On the Rising Religious Intolerance

Governments and religious bodies in Nigeria should deliberately avoid and discourage acts capable of hurting religious sentiments, and intensify efforts to encourage tolerance. Vincent Obia writes

It has been more than two weeks since a 74-year-old woman was murdered in Kano by Muslim fanatics, and that savagery seems to have provided the impetus for more religious cruelties. Mrs Briget Agbaheme, a Christian and trader at Kofar Wambai market, in Kano, was on June 2 clubbed to death by irate youths who accused her of blasphemy.

Five days later, on Tuesday, in Kaduna, a carpenter, Mr. Francis Emmanuel, was almost lynched by some Muslim youths in the Kakuri area of the metropolis for failing to observe the Ramadan fast. Forty-one-year-old Emmanuel was lucky to live to narrate his ordeal, as some sympathetic neighbours intervened and took him to the hospital. In pain on his hospital bed, he told journalists, “I went to buy wood to do some work. When I came back, I bought food to eat. As I was eating, about six Hausa boys came and asked me whether I was a Muslim or a Christian. I did not answer them. They asked me, why was I not fasting with them? I told them that I am not a Muslim.

“Before I knew it, one of them slapped me. As I stood up, the rest came and surrounded me and started attacking me with knives. I don’t know them. Nobody could come to my aid because of the type of dangerous knives they were carrying.
“They used cutlasses, scissors and knives on me until I became unconscious. I don’t even know who brought me to the hospital.”

Those alleged to be involved in these two incidents are being prosecuted in court. But beyond that, government at all levels in the affected areas need to take deliberate actions to discourage intolerance in all forms. As none of the two main religions, Islam and Christianity, and, indeed, no religion in the country, condones violence, implicitly or explicitly, religious leaders must intensity efforts to preach the virtues of tolerance, love, and coexistence – and be seen to be doing so.

Religious leaders would be doing Nigeria no good if they continue to tolerate in their congregations persons who by their actions and utterances seek to crush other people’s consciences and force them to follow beliefs they do not trust. There is no doubt that those who killed Agbaheme and attacked Emmanuel were persons resident or close to the neighbourhoods where the barbarisms were perpetrated. Those assailants were, certainly, close enough to be known and identified by both neighbours and leaders of the religion whose tenets they claimed to be upholding within the localities.

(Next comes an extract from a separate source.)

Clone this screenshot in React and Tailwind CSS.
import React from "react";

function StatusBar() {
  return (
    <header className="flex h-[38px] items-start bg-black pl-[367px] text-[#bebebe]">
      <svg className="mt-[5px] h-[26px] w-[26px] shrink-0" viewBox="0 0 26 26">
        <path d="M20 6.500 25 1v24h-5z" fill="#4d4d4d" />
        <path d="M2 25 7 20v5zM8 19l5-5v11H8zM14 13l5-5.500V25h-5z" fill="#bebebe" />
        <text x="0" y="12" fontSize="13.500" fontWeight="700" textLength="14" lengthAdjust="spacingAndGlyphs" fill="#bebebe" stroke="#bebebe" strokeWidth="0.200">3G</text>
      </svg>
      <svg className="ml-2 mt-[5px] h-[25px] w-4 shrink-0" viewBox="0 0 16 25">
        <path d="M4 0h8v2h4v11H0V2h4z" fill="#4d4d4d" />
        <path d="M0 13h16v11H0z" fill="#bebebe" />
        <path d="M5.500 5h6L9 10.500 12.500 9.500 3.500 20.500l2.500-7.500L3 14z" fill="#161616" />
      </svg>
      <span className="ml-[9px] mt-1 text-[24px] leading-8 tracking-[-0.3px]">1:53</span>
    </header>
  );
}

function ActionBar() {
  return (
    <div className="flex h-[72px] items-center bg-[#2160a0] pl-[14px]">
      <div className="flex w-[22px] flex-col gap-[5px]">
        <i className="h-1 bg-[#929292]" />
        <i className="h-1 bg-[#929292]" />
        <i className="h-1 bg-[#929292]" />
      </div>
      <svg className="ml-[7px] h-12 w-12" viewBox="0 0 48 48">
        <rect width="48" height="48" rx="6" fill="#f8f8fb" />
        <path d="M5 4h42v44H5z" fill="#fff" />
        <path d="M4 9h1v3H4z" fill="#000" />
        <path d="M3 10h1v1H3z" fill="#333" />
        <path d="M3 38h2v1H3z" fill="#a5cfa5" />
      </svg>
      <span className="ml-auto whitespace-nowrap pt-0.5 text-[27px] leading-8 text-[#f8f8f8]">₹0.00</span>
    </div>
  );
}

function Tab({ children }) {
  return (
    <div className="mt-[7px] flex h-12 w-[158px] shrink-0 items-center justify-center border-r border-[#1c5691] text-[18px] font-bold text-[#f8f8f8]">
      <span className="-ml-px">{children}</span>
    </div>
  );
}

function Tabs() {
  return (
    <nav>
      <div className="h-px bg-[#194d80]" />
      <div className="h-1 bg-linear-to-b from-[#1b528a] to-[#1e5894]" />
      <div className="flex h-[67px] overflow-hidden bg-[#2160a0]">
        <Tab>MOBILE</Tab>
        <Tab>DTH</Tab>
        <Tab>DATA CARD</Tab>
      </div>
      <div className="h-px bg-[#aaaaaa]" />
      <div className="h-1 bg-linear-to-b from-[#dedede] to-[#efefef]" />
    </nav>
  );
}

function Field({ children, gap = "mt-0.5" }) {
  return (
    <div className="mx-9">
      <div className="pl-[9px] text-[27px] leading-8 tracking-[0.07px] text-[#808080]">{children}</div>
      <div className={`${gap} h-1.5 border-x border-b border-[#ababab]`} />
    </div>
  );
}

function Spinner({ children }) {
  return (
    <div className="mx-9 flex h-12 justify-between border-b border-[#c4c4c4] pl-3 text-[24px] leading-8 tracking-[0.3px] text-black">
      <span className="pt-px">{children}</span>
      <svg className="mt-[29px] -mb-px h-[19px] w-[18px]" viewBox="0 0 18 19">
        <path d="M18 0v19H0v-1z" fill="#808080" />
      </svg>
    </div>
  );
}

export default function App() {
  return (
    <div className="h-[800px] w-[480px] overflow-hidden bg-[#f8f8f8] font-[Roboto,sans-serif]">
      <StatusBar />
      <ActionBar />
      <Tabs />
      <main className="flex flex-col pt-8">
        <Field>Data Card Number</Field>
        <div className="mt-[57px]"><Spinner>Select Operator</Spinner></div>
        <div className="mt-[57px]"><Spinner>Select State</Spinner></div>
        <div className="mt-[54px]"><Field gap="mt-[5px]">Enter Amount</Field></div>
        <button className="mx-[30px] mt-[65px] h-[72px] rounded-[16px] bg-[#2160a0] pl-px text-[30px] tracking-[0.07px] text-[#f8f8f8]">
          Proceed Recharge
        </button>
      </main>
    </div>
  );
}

A deliberate attempt by religious leaders to isolate vicious tendencies committed in the name of religion and those associated with them will go a long way in preventing such inclinations and the tensions and divisions they cause.

Government at all levels, too, must eschew actions that tend towards religious imposition.
There is mounting tension in Osun State currently after a judgement of the State High Court in favour of the right of female pupils to wear hijab, an Islamic headscarf, in public schools.
The Christian Association of Nigeria responded to the verdict by directing all female Christian students in both primary and secondary schools in the state to wear their church garments to their various schools, beginning from tomorrow.

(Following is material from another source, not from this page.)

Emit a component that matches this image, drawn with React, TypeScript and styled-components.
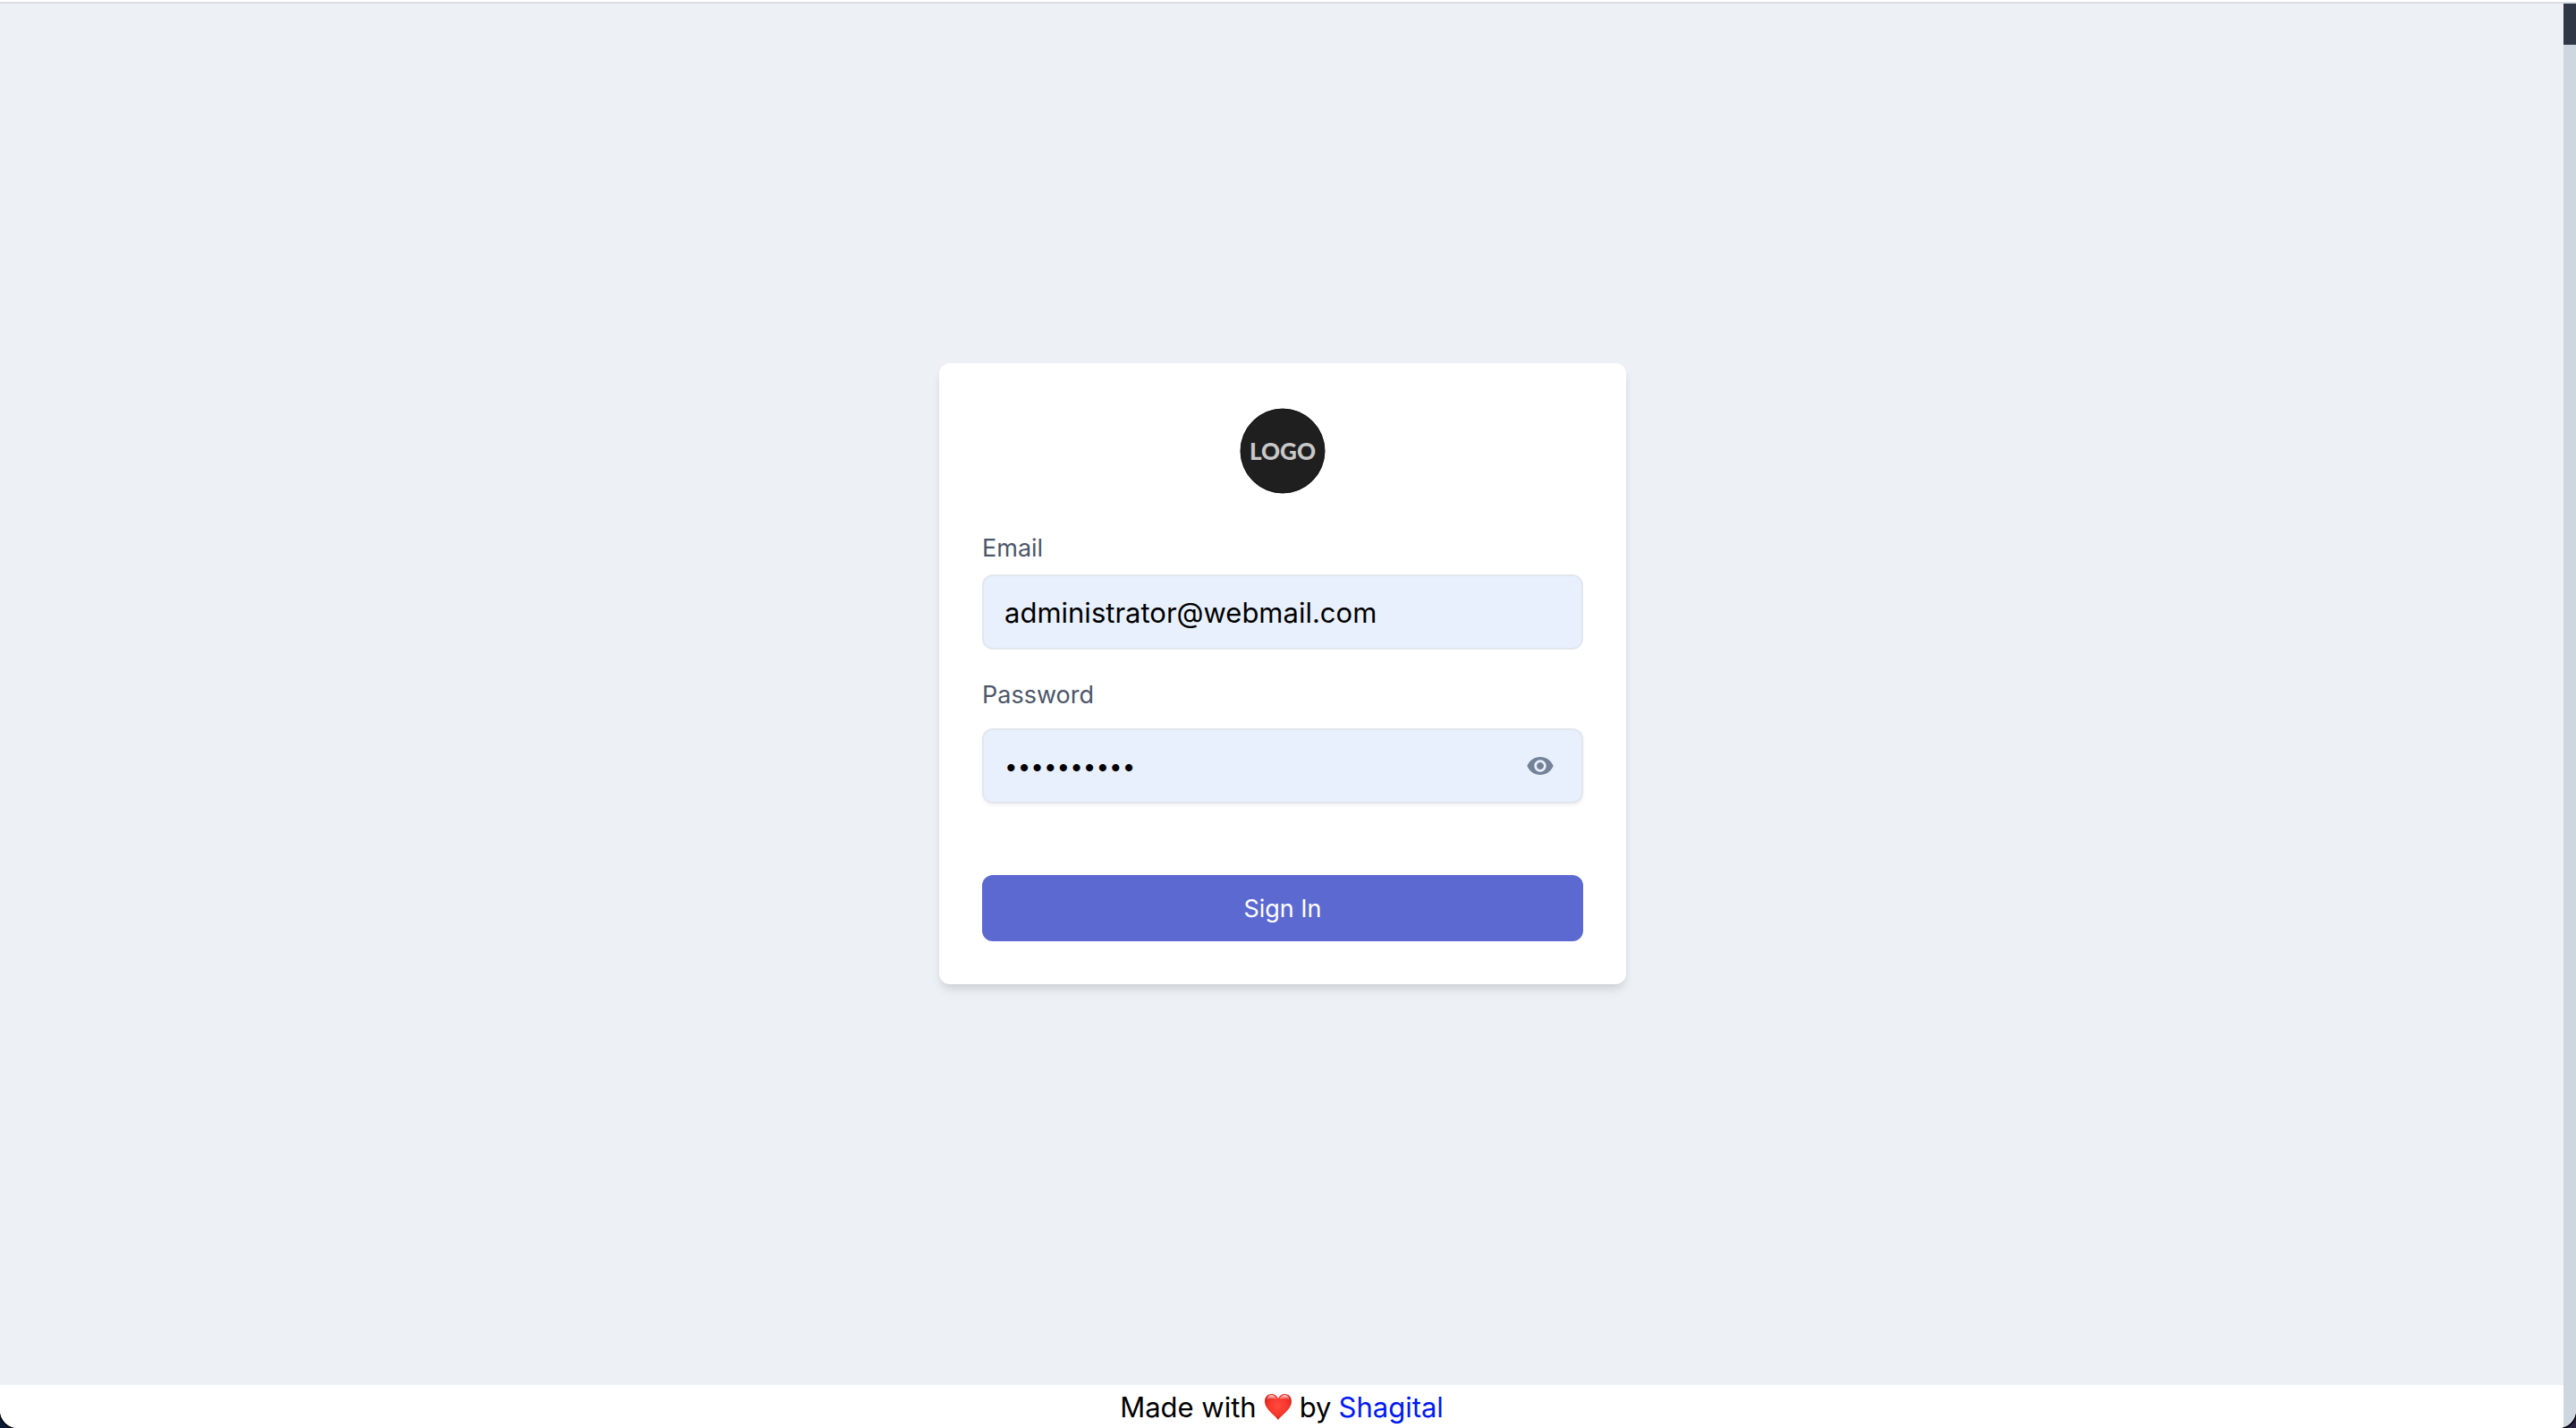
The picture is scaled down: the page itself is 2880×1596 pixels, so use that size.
import React, { useState } from "react";
import styled, { createGlobalStyle } from "styled-components";
import { MdVisibility, MdVisibilityOff } from "react-icons/md";

const GlobalStyle = createGlobalStyle`
  *, *::before, *::after { box-sizing: border-box; }
  body {
    margin: 0;
    background: linear-gradient(90deg, #0b1d36, #2a2542);
    color: #000;
    font-family: Inter, "Liberation Sans", sans-serif;
    font-size: 31px;
    line-height: 48px;
  }
`;

const Window = styled.div`
  display: flex;
  flex-direction: column;
  min-height: 100vh;
  overflow: hidden;
  border-radius: 0 0 20px 20px;
  border-top: 2px solid #fff;
  background: #fff;
  box-shadow: 0 0 0 2px #05070c;
`;

const Viewport = styled.div`
  display: flex;
  flex: 1;
  border-top: 2px solid #d9dce0;
`;

const Page = styled.div`
  display: flex;
  flex: 1;
  flex-direction: column;
`;

const Main = styled.main`
  display: flex;
  flex: 1;
  align-items: center;
  justify-content: center;
  padding: 0 0 46px 2px;
  background: #edf1f6;
`;

const Card = styled.form`
  display: flex;
  flex-direction: column;
  width: 768px;
  max-width: 100%;
  padding: 48px;
  border-radius: 12px;
  background: #fff;
  box-shadow: 0 8px 12px -2px rgba(0, 0, 0, 0.1), 0 4px 8px -2px rgba(0, 0, 0, 0.06);
`;

const Logo = styled.svg`
  align-self: center;
  width: 100px;
  height: 100px;
  margin-bottom: 38px;
`;

const Field = styled.div<{ $gap: number }>`
  display: flex;
  flex-direction: column;
  gap: ${(p) => p.$gap}px;
  margin-bottom: 30px;
`;

const Label = styled.label`
  color: #4c566a;
  font-size: 27px;
  line-height: 42px;
`;

const InputWrap = styled.div`
  position: relative;
  display: flex;
`;

const Input = styled.input<{ $raised?: boolean; $masked?: boolean }>`
  width: 100%;
  height: 84px;
  padding: 0 23px;
  border: 2px solid #e2e7ee;
  border-radius: 12px;
  outline: none;
  background: #e8f0fd;
  color: #000;
  font: inherit;
  font-size: ${(p) => (p.$masked ? 26 : 31)}px;
  box-shadow: ${(p) => (p.$raised ? "0 2px 4px rgba(0, 0, 0, 0.06)" : "none")};
`;

const Reveal = styled.button`
  position: absolute;
  top: 0;
  right: 0;
  bottom: 0;
  display: flex;
  align-items: center;
  padding: 0 32px 0 16px;
  border: 0;
  background: none;
  color: #748297;
  font-size: 32px;
  cursor: pointer;
`;

const Submit = styled.button`
  height: 74px;
  margin-top: 50px;
  padding: 2px 0 0;
  border: 0;
  border-radius: 12px;
  background: #5b69d0;
  color: #fff;
  font: inherit;
  font-size: 27px;
  cursor: pointer;
`;

const Footer = styled.footer`
  display: flex;
  align-items: center;
  justify-content: center;
  gap: 8px;
  height: 48px;
  padding-top: 2px;
  background: #fff;
`;

const Heart = styled.svg`
  width: 32px;
  height: 32px;
`;

const Link = styled.a`
  color: #0019f5;
  text-decoration: none;
`;

const ScrollTrack = styled.div`
  width: 14px;
  background: #ced6e0;
`;

const ScrollThumb = styled.div`
  height: 46px;
  background: #303747;
`;

export default function App() {
  const [visible, setVisible] = useState(false);
  return (
    <>
      <GlobalStyle />
      <Window>
        <Viewport>
          <Page>
            <Main>
              <Card onSubmit={(e: React.FormEvent) => e.preventDefault()}>
                <Logo viewBox="0 0 100 100" role="img" aria-label="Logo">
                  <circle cx="50" cy="50" r="47" fill="#1f1f1f" stroke="#111" strokeWidth="1" />
                  <text
                    x="50"
                    y="60"
                    textAnchor="middle"
                    fontFamily="Lato, sans-serif"
                    fontWeight="900"
                    fontSize="26"
                    fill="#c8c8c8"
                  >
                    LOGO
                  </text>
                </Logo>
                <Field $gap={8}>
                  <Label htmlFor="email">Email</Label>
                  <Input id="email" type="email" defaultValue="administrator@webmail.com" />
                </Field>
                <Field $gap={16}>
                  <Label htmlFor="password">Password</Label>
                  <InputWrap>
                    <Input
                      id="password"
                      type={visible ? "text" : "password"}
                      defaultValue="webmail123"
                      $raised
                      $masked={!visible}
                    />
                    <Reveal
                      type="button"
                      aria-label={visible ? "Hide password" : "Show password"}
                      onClick={() => setVisible(!visible)}
                    >
                      {visible ? <MdVisibilityOff /> : <MdVisibility />}
                    </Reveal>
                  </InputWrap>
                </Field>
                <Submit type="submit">Sign In</Submit>
              </Card>
            </Main>
            <Footer>
              <span>Made with</span>
              <Heart viewBox="0 0 32 32" role="img" aria-label="love">
                <defs>
                  <radialGradient id="heart" cx="0.5" cy="0.45" r="0.6">
                    <stop offset="0" stopColor="#ff4a3c" />
                    <stop offset="0.6" stopColor="#f5372c" />
                    <stop offset="1" stopColor="#c91c18" />
                  </radialGradient>
                  <linearGradient id="shine" x1="0" y1="0" x2="0" y2="1">
                    <stop offset="0" stopColor="#fff" stopOpacity="0.8" />
                    <stop offset="1" stopColor="#fff" stopOpacity="0" />
                  </linearGradient>
                </defs>
                <path
                  d="M16 30C13 25 1 18.500 1 9.500C1 4.500 4 1 8.500 1C12 1 14.800 3 16 6C17.200 3 20 1 23.500 1C28 1 31 4.500 31 9.500C31 18.500 19 25 16 30Z"
                  fill="url(#heart)"
                />
                <path d="M3 8C3.500 4 6 2 8.500 2C11 2 13.500 4 14.500 7C11 5.500 6 5.500 3 8Z" fill="url(#shine)" />
                <path d="M29 8C28.500 4 26 2 23.500 2C21 2 18.500 4 17.500 7C21 5.500 26 5.500 29 8Z" fill="url(#shine)" />
              </Heart>
              <span>by</span>
              <Link href="#">Shagital</Link>
            </Footer>
          </Page>
          <ScrollTrack>
            <ScrollThumb />
          </ScrollTrack>
        </Viewport>
      </Window>
    </>
  );
}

The judgement was on a case instituted by the Osun State Muslim Community against the state government over the right of female Muslim students in public schools in the state to use hijab on their school uniforms. But the preponderance of opinion in the state is that Governor Rauf Aregbesola, a Muslim, has encouraged the latest disagreement, which has further increased tension between Christians and Muslims. Religious pressures have been on the rise in Osun State since Aregbesola assumed office in November 2010.

At the federal level, too, there is growing resentment over an attempt by the National Assembly to pass a bill seeking to increase the jurisdiction of the Sharia Court of Appeal of the Federal Capital Territory and Sharia Court of the states in relation to the criminal justice system of the country. Many Christians see the bill as an attempt to Islamise Nigeria.

On Tuesday in Abuja, hundreds of protesters, comprising Muslims and Christians, under the aegis of the Coalition of Civil Society and Faith Based Organisations, marched to the National Assembly to protest against the proposed law, which they said was a recipe for disunity and conflicts that may lead to violence.

The government and religious leaders have a responsibility to lead the way in the efforts to enthrone religious and ethnic tolerance in the country. They should teach and preach tolerance in word and in deed.
Nigerians must learn to honour and respect one another’s beliefs. They must always give those on the other side of the religious divide the room to live in accordance with their own beliefs.